序盤でなんとなく「?」となっていた部分(マスコミの感じとか、会社の感じ、そして夫婦共に住む場所を変える感じとか)が腑に落ちるんですが、急に心がざわつき出します。

サムがラストで歌う「SING ALONG」のデモの中に録音を邪魔されたジョシュの「こんなとこ出なくちゃ」と言う言葉が入っていて、その「こんなとこ」が意味するものを考えるとこれを聴いた時のサムのあの表情が何とも痛々しい。「HOME」と一緒に考えるともういたたまれない。

 

そもそもサムがジョシュの曲をやりだしたのは別に「ジョシュの曲をみんなに聴いてもらいたい」とかではなく、ジョシュがケイトに自慢してくれたような、大事に写真を飾ってくれていたような、音楽が好きで一緒に音楽をできる父親でいたかったという後悔なのかな。そしたらもっと早くジョシュの気持ちに気付けただろうし。

それこそ邦題の『君が生きた証』ってのは、ジョシュが生きていた証を周りの人に教えたいわけではなく、息子が生きていた証を目を背けながらもサム自身が感じたかっただけのことなんだろうなと。私は観る前は前者だと思っていたので余計に衝撃が大きかったけど。

サムはクエンティンにジョシュを重ねたけど、でもクエンティンとジョシュが違うことはちゃんとわかっていて、だからステージ上であんなに楽しそうでもバーを出てボートハウス(ってほどのもんではないけど)に向かって自転車を1人漕ぐシーンがあんなに胸に来るんだろうな。

 

でもやっぱ一番心に来るのは「SING ALONG」だな。

そもそも歌詞はAメロのところまでしか書いてなかったし、デモCD内ではBメロの途中から歌詞が違っているんだよね。

だからラストで歌う「SING ALONG」は途中からサムの創作になるわけだけど、初めて?大学に行ってジョシュが起こした事件の追悼碑を見て、サムがようやくあの事件に向き合って、そしてできたのがあの歌詞で、でも曲を披露する前に「彼が書いた曲です」って紹介する。

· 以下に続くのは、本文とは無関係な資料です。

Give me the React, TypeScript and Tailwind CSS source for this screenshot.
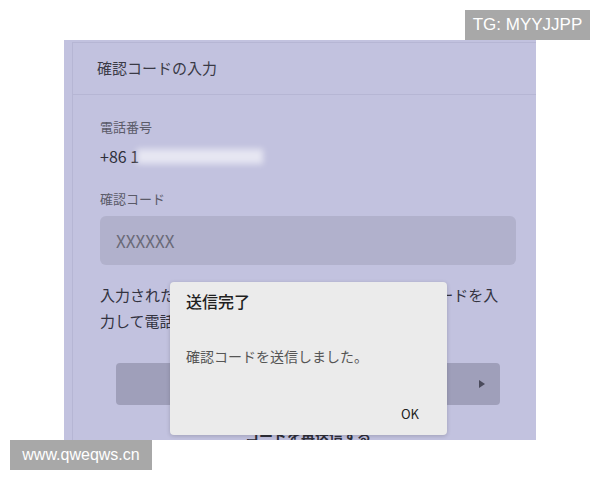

そしてそのバッグでボートをデルにあげた(多分店を買った時の好条件だよね)シーンが映るんだけど、サムはどうするのってのがもう気になって気になって。

クエンティンにもギターをプレゼントしてたし。まぁ元々がエリート広告マンだったから蓄えはあるんだろうけど、でも店を買ったところで店をやるようには見えないし。

なんか身辺整理に見えて心苦しくて…

「SING ALONG」を歌い終わった表情も何とも表現しにくいし、いつものように自転車で帰っていくシーンもなく。

サムは?サムは…?となった。

What is lost can't be replaced

What is gone is not forgotten

I wish you were here to sing along

My son 

って歌詞は本当にグッときたけど、サムの成長?のようにも思えるけど、どうなんでしょうかね。

 

 

あと観ていてビックリしたのはベン・クウェラーが出てきたこと。

あまりにも普通に出てきたから「あれ?」ってなった(笑)

ジョシュとケイトのデュエット曲「Hold on」はベン・クウェラーとセレーナ・ゴメスでPVまで作られています。

このPVもメイシーが監督しているそうです。キーボードで出てるしね(笑)


“Hold On” from Rudderless performed by Ben Kweller ...

 

テーマが思ったより重かったというか複雑だったので自分の中で消化できていない部分がありますが、観て良かった作品でした。